Even though the “human figure” dissolves into the trembling of the light waves, when we enter the thick of Zheng Guogu’s paintings we can still faintly discern the state of these energy convergences: those with extreme ups and downs, and great sorrows and happiness; the rational person, the recluse, the one who makes something out of nothing; the individualist, the objectivist, the projector; the wealthy, the creator, the adventurer; the cosmist, the mystic, the deformed; people who are calm and at peace, or people who are weak and indecisive; the featureless, the featured, and the unfathomable. And these energies we each carry with us – could we turn them into an encounter with art that leads us to transcend our own aspects?

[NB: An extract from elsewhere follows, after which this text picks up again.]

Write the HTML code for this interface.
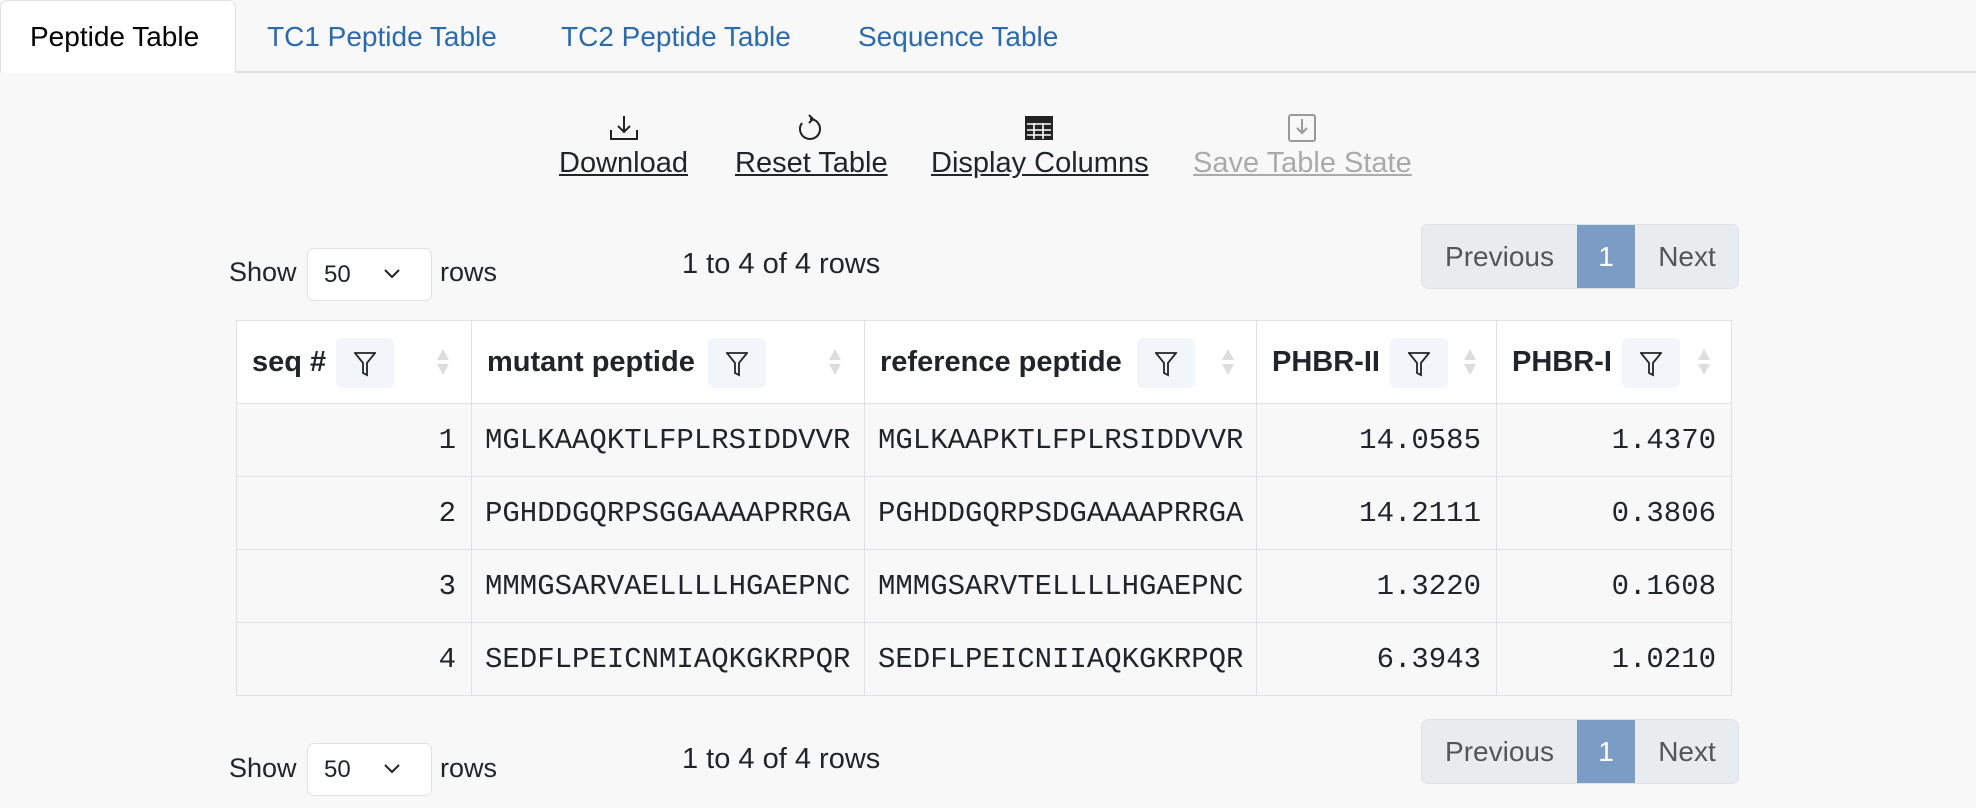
<!DOCTYPE html>
<html><head><meta charset="utf-8"><style>
*{box-sizing:border-box;margin:0;padding:0}
body{width:1976px;height:808px;background:#f8f8f8;font-family:"Liberation Sans",sans-serif;position:relative;overflow:hidden;color:#212529}
.a{position:absolute;white-space:nowrap}
.tab{position:absolute;top:0;height:72px;line-height:74px;font-size:28px;color:#2a6aad;white-space:nowrap}
.tb{font-size:29px;text-decoration:underline;text-align:center}
.sel{position:absolute;width:125px;height:53px;background:#fff;border:1px solid #dee2e6;border-radius:7px;font-size:24px;line-height:51px;padding-left:16px}
.pg{position:absolute;height:65px;width:318px;border:1px solid #dee2e6;border-radius:7px;background:#e9ecef;font-size:28px;color:#555;overflow:hidden}
.pg span{position:absolute;top:0;height:63px;line-height:63px;text-align:center}
table{position:absolute;left:236px;top:320px;border-collapse:collapse;table-layout:fixed}
td,th{border:1.5px solid #dee2e6;height:73px;font-family:"Liberation Mono",monospace;font-size:29px;text-align:right;padding:0 15px;background:#f8f8f8;white-space:nowrap;overflow:hidden}
th{height:83px;background:#fff;font-family:"Liberation Sans",sans-serif;font-weight:bold;font-size:29px;text-align:left;position:relative}
td.p{text-align:left;padding-left:13px;padding-right:0}
.f{position:absolute;top:17px;width:58px;height:50px;background:#f2f6fa;border-radius:6px}
.f svg{position:absolute;left:18px;top:13px}
.s{position:absolute;top:28px;width:12px}
.s:before{content:"";position:absolute;left:0;top:0;border:6px solid transparent;border-bottom:11px solid #ddd;border-top:0}
.s:after{content:"";position:absolute;left:0;top:15px;border:6px solid transparent;border-top:11px solid #ddd;border-bottom:0}
</style></head><body>
<div style="position:absolute;left:0;top:71px;width:1976px;height:1.5px;background:#dee2e6"></div>
<div style="position:absolute;left:0;top:0;width:236px;height:73px;background:#fff;border:1.5px solid #dee2e6;border-bottom:none;border-radius:8px 8px 0 0"></div>
<div class="tab" style="left:30px;color:#000">Peptide Table</div>
<div class="tab" style="left:267px">TC1 Peptide Table</div>
<div class="tab" style="left:561px">TC2 Peptide Table</div>
<div class="tab" style="left:858px">Sequence Table</div>

<svg class="a" style="left:609px;top:114px" width="30" height="28" viewBox="0 0 30 28" fill="none" stroke="#222" stroke-width="2"><path d="M15 2v16M9 12l6 6 6-6M2 16v9h26v-9"/></svg>
<svg class="a" style="left:797px;top:114px" width="26" height="28" viewBox="0 0 26 28" fill="none" stroke="#222" stroke-width="2"><path d="M13 5a10 10 0 1 1-8 4"/><path d="M12 1l4 4-4 4"/></svg>
<svg class="a" style="left:1024px;top:115px" width="30" height="26" viewBox="0 0 30 26" fill="none" stroke="#222" stroke-width="2"><rect x="2" y="2" width="26" height="22" fill="#222"/><path d="M3 9h24M3 15h24M3 20h24M10 8v16M19 8v16" stroke="#fff" stroke-width="1.6"/></svg>
<svg class="a" style="left:1287px;top:113px" width="30" height="30" viewBox="0 0 30 30" fill="none" stroke="#999" stroke-width="2"><rect x="2" y="2" width="26" height="26" rx="2"/><path d="M15 6v14M10 15l5 5 5-5"/></svg>
<div class="a tb" style="left:559px;top:147px">Download</div>
<div class="a tb" style="left:735px;top:147px">Reset Table</div>
<div class="a tb" style="left:931px;top:147px">Display Columns</div>
<div class="a tb" style="left:1193px;top:147px;color:#aaa">Save Table State</div>

<div class="a" style="left:229px;top:257px;font-size:27px">Show</div>
<div class="sel" style="left:307px;top:248px">50<svg style="position:absolute;left:76px;top:20px" width="16" height="10" viewBox="0 0 16 10" fill="none" stroke="#222" stroke-width="2"><path d="M1 1l7 7 7-7"/></svg></div>
<div class="a" style="left:440px;top:257px;font-size:27px">rows</div>
<div class="a" style="left:682px;top:248px;font-size:29px">1 to 4 of 4 rows</div>
<div class="pg" style="left:1421px;top:224px"><span style="left:0;width:155px">Previous</span><span style="left:155px;width:58px;background:#7b9cc4;color:#fff">1</span><span style="left:213px;width:104px">Next</span></div>

<table>
<colgroup><col style="width:235px"><col style="width:393px"><col style="width:392px"><col style="width:240px"><col style="width:235px"></colgroup>
<tr><th>seq #<div class="f" style="left:99px"><svg width="22" height="26" viewBox="0 0 22 26" fill="none" stroke="#222" stroke-width="1.8"><path d="M1 2h20l-8 10v12l-4-2V12z"/></svg></div><div class="s" style="left:200px"></div></th>
<th>mutant peptide<div class="f" style="left:236px"><svg width="22" height="26" viewBox="0 0 22 26" fill="none" stroke="#222" stroke-width="1.8"><path d="M1 2h20l-8 10v12l-4-2V12z"/></svg></div><div class="s" style="left:357px"></div></th>
<th>reference peptide<div class="f" style="left:272px"><svg width="22" height="26" viewBox="0 0 22 26" fill="none" stroke="#222" stroke-width="1.8"><path d="M1 2h20l-8 10v12l-4-2V12z"/></svg></div><div class="s" style="left:357px"></div></th>
<th>PHBR-II<div class="f" style="left:133px"><svg width="22" height="26" viewBox="0 0 22 26" fill="none" stroke="#222" stroke-width="1.8"><path d="M1 2h20l-8 10v12l-4-2V12z"/></svg></div><div class="s" style="left:207px"></div></th>
<th>PHBR-I<div class="f" style="left:125px"><svg width="22" height="26" viewBox="0 0 22 26" fill="none" stroke="#222" stroke-width="1.8"><path d="M1 2h20l-8 10v12l-4-2V12z"/></svg></div><div class="s" style="left:201px"></div></th></tr>
<tr><td>1</td><td class="p">MGLKAAQKTLFPLRSIDDVVR</td><td class="p">MGLKAAPKTLFPLRSIDDVVR</td><td>14.0585</td><td>1.4370</td></tr>
<tr><td>2</td><td class="p">PGHDDGQRPSGGAAAAPRRGA</td><td class="p">PGHDDGQRPSDGAAAAPRRGA</td><td>14.2111</td><td>0.3806</td></tr>
<tr><td>3</td><td class="p">MMMGSARVAELLLLHGAEPNC</td><td class="p">MMMGSARVTELLLLHGAEPNC</td><td>1.3220</td><td>0.1608</td></tr>
<tr><td>4</td><td class="p">SEDFLPEICNMIAQKGKRPQR</td><td class="p">SEDFLPEICNIIAQKGKRPQR</td><td>6.3943</td><td>1.0210</td></tr>
</table>

<div class="a" style="left:229px;top:753px;font-size:27px">Show</div>
<div class="sel" style="left:307px;top:743px">50<svg style="position:absolute;left:76px;top:20px" width="16" height="10" viewBox="0 0 16 10" fill="none" stroke="#222" stroke-width="2"><path d="M1 1l7 7 7-7"/></svg></div>
<div class="a" style="left:440px;top:753px;font-size:27px">rows</div>
<div class="a" style="left:682px;top:743px;font-size:29px">1 to 4 of 4 rows</div>
<div class="pg" style="left:1421px;top:719px"><span style="left:0;width:155px">Previous</span><span style="left:155px;width:58px;background:#7b9cc4;color:#fff">1</span><span style="left:213px;width:104px">Next</span></div>
</body></html>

I’m not sure whether the dust in the air will become food for ghosts, or whether the color system carried by our human flesh can respond to the separation and reunion of cosmic energy. Anyhow Zheng’s works at least inspire our imagination of a spatial dimension difficult to perceive. Continuous flow cycles seem to exist between the artworks and our bodies as well as emotions “aroused” and “not aroused,” leading to the ups and downs of life rhythm and in turn reflecting the spectral sequence of individuals different from that of the world.

 

* The meridian system is a traditional Chinese medicine belief about a path through which the life-energy know as ‘qi’ flows.